Posted by: Bruce Einhorn on May 9, 2006
As the bad news at Dell gets worse, its dependence on Taiwanese suppliers is increasing. Kevin Rollins, the CEO of Dell, was in Taiwan yesterday and told reporters that the company will buy at least $12 billion in components from the island’s electronics companies; that’s a 20% increase over last year. That should have been good news for companies like Quanta Computer and Compal Electronics, which make most of the world’s notebook PCs and are big suppliers to Dell. But shares of Quanta and Compal dropped sharply today, despite the announcement by Rollins, since the news about sourcing from Taiwan came on the same day that Dell also revealed that it would miss its profit forecast for the first quarter.
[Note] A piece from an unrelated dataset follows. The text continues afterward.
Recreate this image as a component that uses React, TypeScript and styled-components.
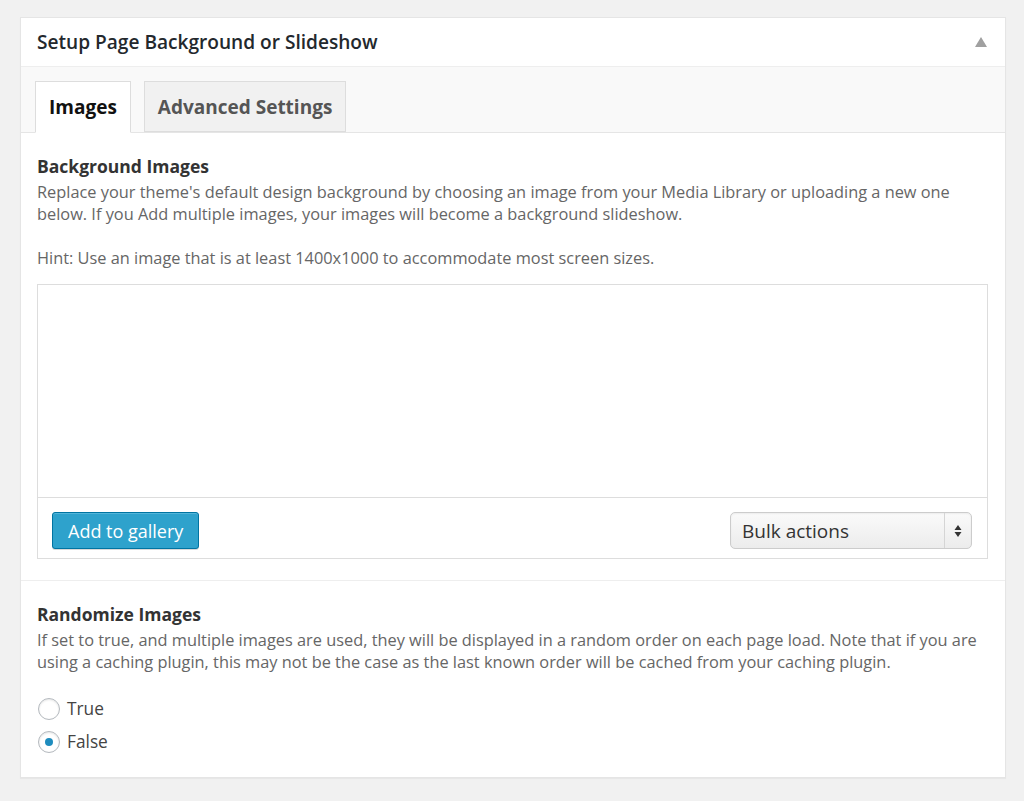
import React, { useState } from 'react';
import styled, { createGlobalStyle } from 'styled-components';

const GlobalStyle = createGlobalStyle`
	body {
		margin: 0;
		background: #f1f1f1;
		font-family: 'Open Sans', 'Noto Sans', sans-serif;
		color: #444;
	}
`;

const Page = styled.div`
	padding: 17px 18px 22px 20px;
`;

const Postbox = styled.div`
	background: #fff;
	border: 1px solid #e5e5e5;
	box-shadow: 0 1px 1px rgba(0, 0, 0, 0.04);
`;

const PostboxHeader = styled.div`
	display: flex;
	align-items: center;
	justify-content: space-between;
	height: 48px;
	padding: 0 18px 0 16px;
	border-bottom: 1px solid #eee;
`;

const PostboxTitle = styled.h2`
	margin: 0;
	font-size: 19.1px;
	font-weight: 600;
	color: #23282d;
`;

const Toggle = styled.span`
	width: 0;
	height: 0;
	border-left: 6px solid transparent;
	border-right: 6px solid transparent;
	border-bottom: 10px solid #a0a0a0;
`;

const TabBar = styled.div`
	display: flex;
	align-items: flex-end;
	gap: 13px;
	height: 65px;
	padding: 0 14px;
	background: #f9f9f9;
	border-bottom: 1px solid #e5e5e5;
`;

const Tab = styled.button<{ $active?: boolean }>`
	height: ${(p) => (p.$active ? '52px' : '51px')};
	margin-bottom: ${(p) => (p.$active ? '-1px' : '0')};
	padding: 0 13px;
	border: 1px solid #ddd;
	border-bottom: ${(p) => (p.$active ? '1px solid #fff' : '1px solid #ddd')};
	background: ${(p) => (p.$active ? '#fff' : '#f1f1f1')};
	color: ${(p) => (p.$active ? '#111' : '#555')};
	font-family: inherit;
	font-size: 19px;
	font-weight: 700;
	cursor: pointer;
`;

const Section = styled.div<{ $divider?: boolean }>`
	padding: 22px 17px 0 16px;
	border-bottom: ${(p) => (p.$divider ? '1px solid #eee' : 'none')};
	padding-bottom: ${(p) => (p.$divider ? '21px' : '24px')};
`;

const SectionTitle = styled.h3`
	margin: 0 0 4px;
	font-size: 17.5px;
	line-height: 22px;
	font-weight: 700;
	color: #333;
`;

const Description = styled.p<{ $gap?: number }>`
	margin: 0 0 ${(p) => p.$gap ?? 22}px;
	font-size: 16.35px;
	line-height: 22px;
	color: #666;
`;

const Gallery = styled.div`
	border: 1px solid #ddd;
`;

const GalleryArea = styled.div`
	height: 212px;
	border-bottom: 1px solid #ddd;
`;

const GalleryFooter = styled.div`
	display: flex;
	align-items: flex-start;
	justify-content: space-between;
	height: 46px;
	padding: 14px 15px 0 14px;
`;

const PrimaryButton = styled.button`
	height: 37px;
	padding: 0 15px;
	border: 1px solid #0074a2;
	border-radius: 3px;
	background: #2ea2cc;
	box-shadow: inset 0 1px 0 rgba(120, 200, 230, 0.5), 0 1px 0 rgba(0, 0, 0, 0.15);
	color: #fff;
	font-family: inherit;
	font-size: 18px;
	cursor: pointer;
`;

const SelectBox = styled.div`
	display: flex;
	align-items: stretch;
	width: 242px;
	height: 37px;
	box-sizing: border-box;
	border: 1px solid #ccc;
	border-radius: 5px;
	background: linear-gradient(#fafafa, #ececec);
	box-shadow: inset 0 1px 2px rgba(0, 0, 0, 0.06);
	color: #333;
	font-size: 19px;
`;

const SelectLabel = styled.span`
	flex: 1;
	display: flex;
	align-items: center;
	padding-left: 11px;
`;

const SelectArrows = styled.span`
	display: flex;
	align-items: center;
	justify-content: center;
	width: 26px;
	border-left: 1px solid #d5d5d5;
`;

const RadioList = styled.div`
	display: flex;
	flex-direction: column;
	gap: 10px;
	padding-top: 2px;
`;

const RadioRow = styled.label`
	display: flex;
	align-items: center;
	gap: 7px;
	font-size: 17.3px;
	color: #444;
	cursor: pointer;
`;

const RadioCircle = styled.span<{ $checked?: boolean }>`
	display: flex;
	align-items: center;
	justify-content: center;
	width: 20px;
	height: 20px;
	margin-left: 1px;
	border: 1px solid #b4b9be;
	border-radius: 50%;
	box-shadow: inset 0 1px 2px rgba(0, 0, 0, 0.1);

	&::after {
		content: '';
		display: ${(p) => (p.$checked ? 'block' : 'none')};
		width: 8px;
		height: 8px;
		border-radius: 50%;
		background: #1e8cbe;
	}
`;

export default function App() {
	const [tab, setTab] = useState('images');
	const [random, setRandom] = useState(false);

	return (
		<Page>
			<GlobalStyle />
			<Postbox>
				<PostboxHeader>
					<PostboxTitle>Setup Page Background or Slideshow</PostboxTitle>
					<Toggle />
				</PostboxHeader>

				<TabBar>
					<Tab $active={tab === 'images'} onClick={() => setTab('images')}>
						Images
					</Tab>
					<Tab $active={tab === 'advanced'} onClick={() => setTab('advanced')}>
						Advanced Settings
					</Tab>
				</TabBar>

				<Section $divider>
					<SectionTitle>Background Images</SectionTitle>
					<Description>
						Replace your theme's default design background by choosing an image from your Media Library or
						uploading a new one below. If you Add multiple images, your images will become a background
						slideshow.
					</Description>
					<Description $gap={15}>
						Hint: Use an image that is at least 1400x1000 to accommodate most screen sizes.
					</Description>
					<Gallery>
						<GalleryArea />
						<GalleryFooter>
							<PrimaryButton>Add to gallery</PrimaryButton>
							<SelectBox>
								<SelectLabel>Bulk actions</SelectLabel>
								<SelectArrows>
									<svg width="8" height="14" viewBox="0 0 8 14">
										<path d="M4 1 L7.5 6 H0.5 Z M4 13 L7.5 8 H0.5 Z" fill="#333" />
									</svg>
								</SelectArrows>
							</SelectBox>
						</GalleryFooter>
					</Gallery>
				</Section>

				<Section>
					<SectionTitle>Randomize Images</SectionTitle>
					<Description>
						If set to true, and multiple images are used, they will be displayed in a random order on each page
						load. Note that if you are using a caching plugin, this may not be the case as the last known order
						will be cached from your caching plugin.
					</Description>
					<RadioList>
						<RadioRow onClick={() => setRandom(true)}>
							<RadioCircle $checked={random} />
							True
						</RadioRow>
						<RadioRow onClick={() => setRandom(false)}>
							<RadioCircle $checked={!random} />
							False
						</RadioRow>
					</RadioList>
				</Section>
			</Postbox>
		</Page>
	);
}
Dell’s profit, the company said, would come in at 33 cents a share, compared to a projected range of 36 to 38 cents.
The problem is that Dell is cutting prices in order to give its PC sales a lift. Or, as my colleague Louise Lee writes in this BusinessWeek story, “in recent weeks, Dell has held a virtual fire sale, offering many PCs at rock-bottom prices.” Rollins wouldn’t comment on a report in the Taiwanese newspaper Digitimes that the U.S. company is demanding that Quanta help it make up the difference by giving back 1.5% of Dell’s 2006 orders in order to win 2007 business.
My guess is that Quanta said yes, since the consolidation of the PC industry into a handful of major players means that a big customer like Dell is even more important to a Taiwanese supplier. If Quanta refused Dell’s demand, there are plenty of other Taiwanese companies that would be happy to get the orders. So Quanta probably has little choice but to do what Dell wants. When asked yesterday, Rollins would only tell reporters that his talks with Taiwanese were “friendly.” But with friends like Dell, the Taiwanese don’t really need enemies, do they?